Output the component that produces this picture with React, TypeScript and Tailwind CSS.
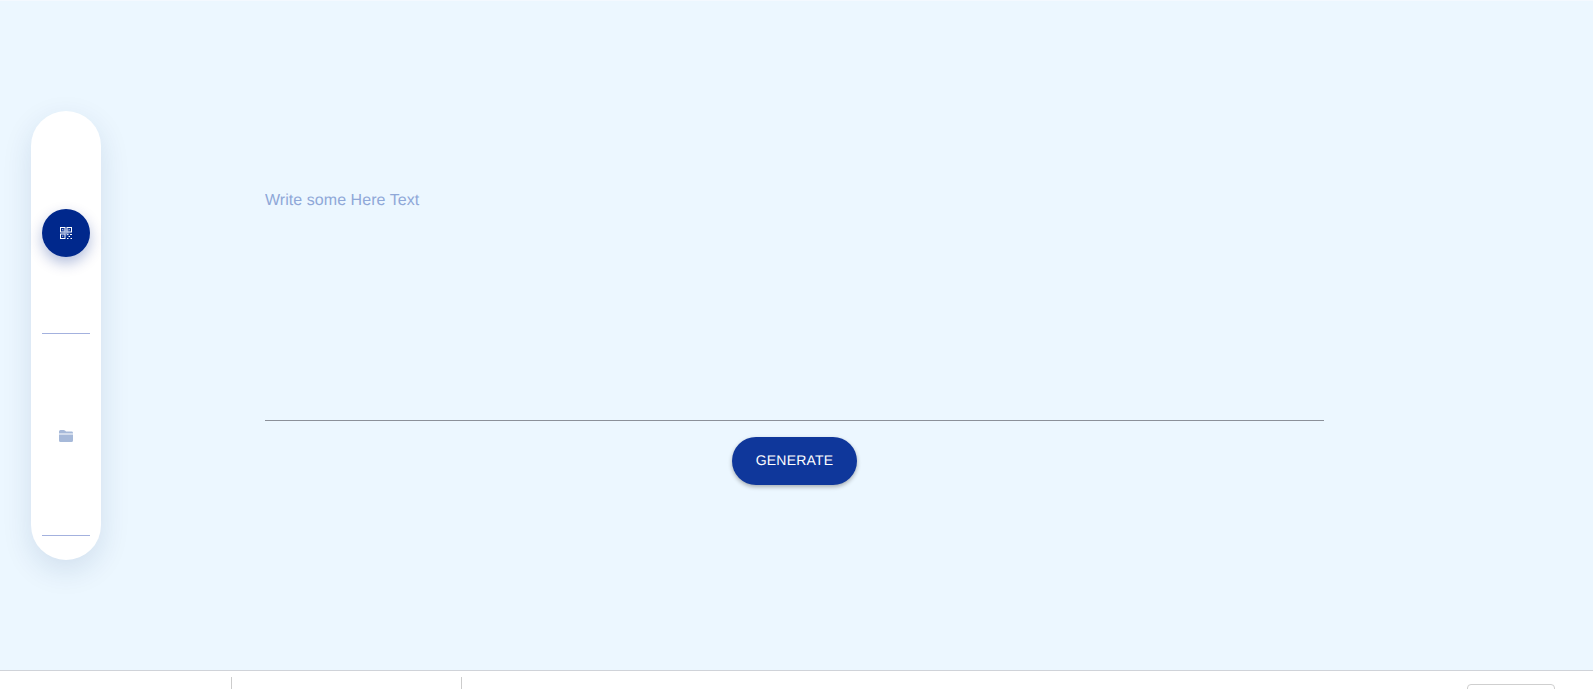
import React from 'react';

const QrIcon = () => (
    <svg viewBox="0 0 12 12" className="w-3 h-3" fill="none" stroke="white" strokeWidth="1">
        <defs>
            <filter id="qr-blur" x="-50%" y="-50%" width="200%" height="200%">
                <feGaussianBlur stdDeviation="0.8" />
            </filter>
        </defs>
        <rect x="0.5" y="0.5" width="4.5" height="4.5" />
        <rect x="7" y="0.5" width="4.5" height="4.5" />
        <rect x="0.5" y="7" width="4.5" height="4.5" />
        <path d="M2.2 2.7h1M8.7 2.7h1M2.2 9.2h1" />
        <path d="M7 7.5h1.5M10 7.5h2M8.5 9.5h1.5M7 11.5h1.5M10.5 11.5h1.5" />
        <circle cx="6" cy="5" r="3" fill="#a9b9e0" stroke="none" filter="url(#qr-blur)" opacity="0.85" />
    </svg>
);

const FolderIcon = () => (
    <svg viewBox="0 0 14 12" className="w-[14px] h-3" fill="#a6b9d9">
        <path d="M0 3.6V1.5A1.5 1.5 0 0 1 1.5 0H4.6Q5.4 0 6 .6L7 1.6H12.6A1.4 1.4 0 0 1 14 3V3.6Z" />
        <path d="M0 4.6h14v5.9A1.5 1.5 0 0 1 12.5 12H1.5A1.5 1.5 0 0 1 0 10.5Z" />
    </svg>
);

export default function App() {
    return (
        <div className="h-screen flex flex-col overflow-hidden bg-white font-['Liberation_Sans',sans-serif]">
            {/* Main */}
            <main className="flex-1 flex bg-[#ecf7ff] border-t border-[#f4f9ff]">
                {/* Side tabs */}
                <div className="ml-[31px] mt-[110px] h-[449px] w-[70px] rounded-[35px] bg-white shadow-[0_10px_30px_rgba(0,50,110,0.12)] pt-[21px] flex flex-col items-center">
                    <div className="w-12 h-[202px] flex items-center justify-center border-b border-[#a3b1de]">
                        <div className="w-12 h-12 rounded-full bg-[#00288c] flex items-center justify-center shadow-[0_6px_14px_rgba(0,40,140,0.3)]">
                            <QrIcon />
                        </div>
                    </div>
                    <div className="w-12 h-[202px] flex items-center justify-center border-b border-[#a3b1de] pt-[2px]">
                        <FolderIcon />
                    </div>
                </div>

                {/* Form */}
                <div className="ml-[164px] mt-[176px] w-[1059px] flex flex-col items-center">
                    <textarea
                        placeholder="Write some Here Text"
                        className="w-full h-[244px] resize-none bg-transparent border-b border-[#8b9099] outline-none text-base leading-6 pt-3 tracking-[0.05px] [text-rendering:geometricPrecision] placeholder:text-[#8fa8d8]"
                    />
                    <button className="mt-4 w-[125px] h-12 pb-[2px] rounded-3xl bg-[#0f379b] text-white text-sm tracking-[0.2px] [text-rendering:geometricPrecision] shadow-[0_2px_4px_rgba(0,0,0,0.3)]">
                        GENERATE
                    </button>
                </div>
            </main>

            {/* Footer */}
            <footer className="h-[19px] shrink-0 bg-white border-t border-[#d0d3d9] flex items-start pl-[231px] pr-[38px] pt-[6px]">
                <div className="w-px h-3 bg-[#cccccc]" />
                <div className="w-px h-3 bg-[#cccccc] ml-[229px]" />
                <div className="ml-auto mt-[7px] w-[88px] h-5 border border-[#cfcfcf] rounded-[4px]" />
            </footer>
        </div>
    );
}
_ _ _ _
Task description — Return each line exactly as written. Any picture gets left out.

Solution below —
Output the component that produces this picture with React, TypeScript and Tailwind CSS.
import React from 'react';

const QrIcon = () => (
    <svg viewBox="0 0 12 12" className="w-3 h-3" fill="none" stroke="white" strokeWidth="1">
        <defs>
            <filter id="qr-blur" x="-50%" y="-50%" width="200%" height="200%">
                <feGaussianBlur stdDeviation="0.8" />
            </filter>
        </defs>
        <rect x="0.5" y="0.5" width="4.5" height="4.5" />
        <rect x="7" y="0.5" width="4.5" height="4.5" />
        <rect x="0.5" y="7" width="4.5" height="4.5" />
        <path d="M2.2 2.7h1M8.7 2.7h1M2.2 9.2h1" />
        <path d="M7 7.5h1.5M10 7.5h2M8.5 9.5h1.5M7 11.5h1.5M10.5 11.5h1.5" />
        <circle cx="6" cy="5" r="3" fill="#a9b9e0" stroke="none" filter="url(#qr-blur)" opacity="0.85" />
    </svg>
);

const FolderIcon = () => (
    <svg viewBox="0 0 14 12" className="w-[14px] h-3" fill="#a6b9d9">
        <path d="M0 3.6V1.5A1.5 1.5 0 0 1 1.5 0H4.6Q5.4 0 6 .6L7 1.6H12.6A1.4 1.4 0 0 1 14 3V3.6Z" />
        <path d="M0 4.6h14v5.9A1.5 1.5 0 0 1 12.5 12H1.5A1.5 1.5 0 0 1 0 10.5Z" />
    </svg>
);

export default function App() {
    return (
        <div className="h-screen flex flex-col overflow-hidden bg-white font-['Liberation_Sans',sans-serif]">
            {/* Main */}
            <main className="flex-1 flex bg-[#ecf7ff] border-t border-[#f4f9ff]">
                {/* Side tabs */}
                <div className="ml-[31px] mt-[110px] h-[449px] w-[70px] rounded-[35px] bg-white shadow-[0_10px_30px_rgba(0,50,110,0.12)] pt-[21px] flex flex-col items-center">
                    <div className="w-12 h-[202px] flex items-center justify-center border-b border-[#a3b1de]">
                        <div className="w-12 h-12 rounded-full bg-[#00288c] flex items-center justify-center shadow-[0_6px_14px_rgba(0,40,140,0.3)]">
                            <QrIcon />
                        </div>
                    </div>
                    <div className="w-12 h-[202px] flex items-center justify-center border-b border-[#a3b1de] pt-[2px]">
                        <FolderIcon />
                    </div>
                </div>

                {/* Form */}
                <div className="ml-[164px] mt-[176px] w-[1059px] flex flex-col items-center">
                    <textarea
                        placeholder="Write some Here Text"
                        className="w-full h-[244px] resize-none bg-transparent border-b border-[#8b9099] outline-none text-base leading-6 pt-3 tracking-[0.05px] [text-rendering:geometricPrecision] placeholder:text-[#8fa8d8]"
                    />
                    <button className="mt-4 w-[125px] h-12 pb-[2px] rounded-3xl bg-[#0f379b] text-white text-sm tracking-[0.2px] [text-rendering:geometricPrecision] shadow-[0_2px_4px_rgba(0,0,0,0.3)]">
                        GENERATE
                    </button>
                </div>
            </main>

            {/* Footer */}
            <footer className="h-[19px] shrink-0 bg-white border-t border-[#d0d3d9] flex items-start pl-[231px] pr-[38px] pt-[6px]">
                <div className="w-px h-3 bg-[#cccccc]" />
                <div className="w-px h-3 bg-[#cccccc] ml-[229px]" />
                <div className="ml-auto mt-[7px] w-[88px] h-5 border border-[#cfcfcf] rounded-[4px]" />
            </footer>
        </div>
    );
}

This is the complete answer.